Building Resilient Software Platforms: API Design And Infrastructure Engineering For Scalable Systems

Abstract

In an era where digital services demand high availability and seamless performance, building resilient and scalable software platforms has become a strategic imperative. This study explores how API design and infrastructure engineering jointly influence the resilience, fault tolerance, and scalability of modern distributed systems. Through a combination of controlled experiments, performance benchmarking, and chaos simulations, three API models synchronous, RESTful, and event-driven and three deployment architectures monolithic, federated, and microservice mesh were evaluated under variable workloads and failure conditions. The results reveal that event-driven APIs deliver the lowest response times and highest resilience scores, while microservice mesh architectures achieve superior system availability, faster recovery, and efficient resource utilization.

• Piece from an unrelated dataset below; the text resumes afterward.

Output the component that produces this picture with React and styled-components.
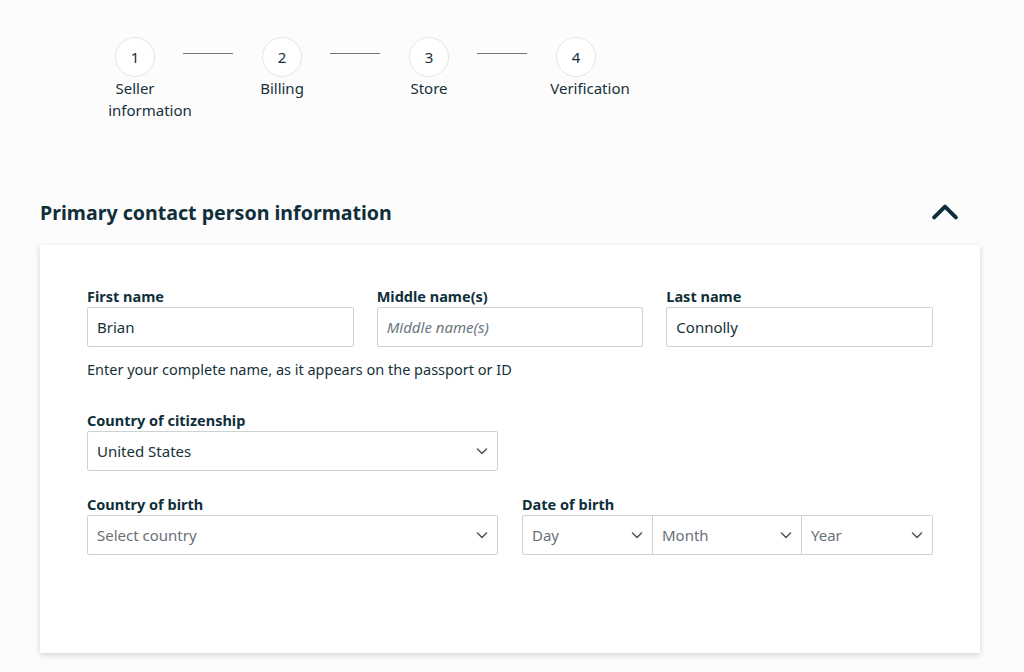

Statistical analyses, including ANOVA, regression, and correlation tests, confirm the significant impact of these design choices on key resilience metrics such as Mean Time to Recovery (MTTR), Mean Time Between Failures (MTBF), and availability percentage. Additionally, expert validation and high test reliability reinforce the credibility of the findings. The study concludes that resilience must be engineered as a full-stack principle, integrating asynchronous API strategies, observability, automated failover, and distributed infrastructure orchestration. These insights offer a data-driven framework for developers and platform architects aiming to build robust, scalable software systems that can thrive in unpredictable, high-demand environments.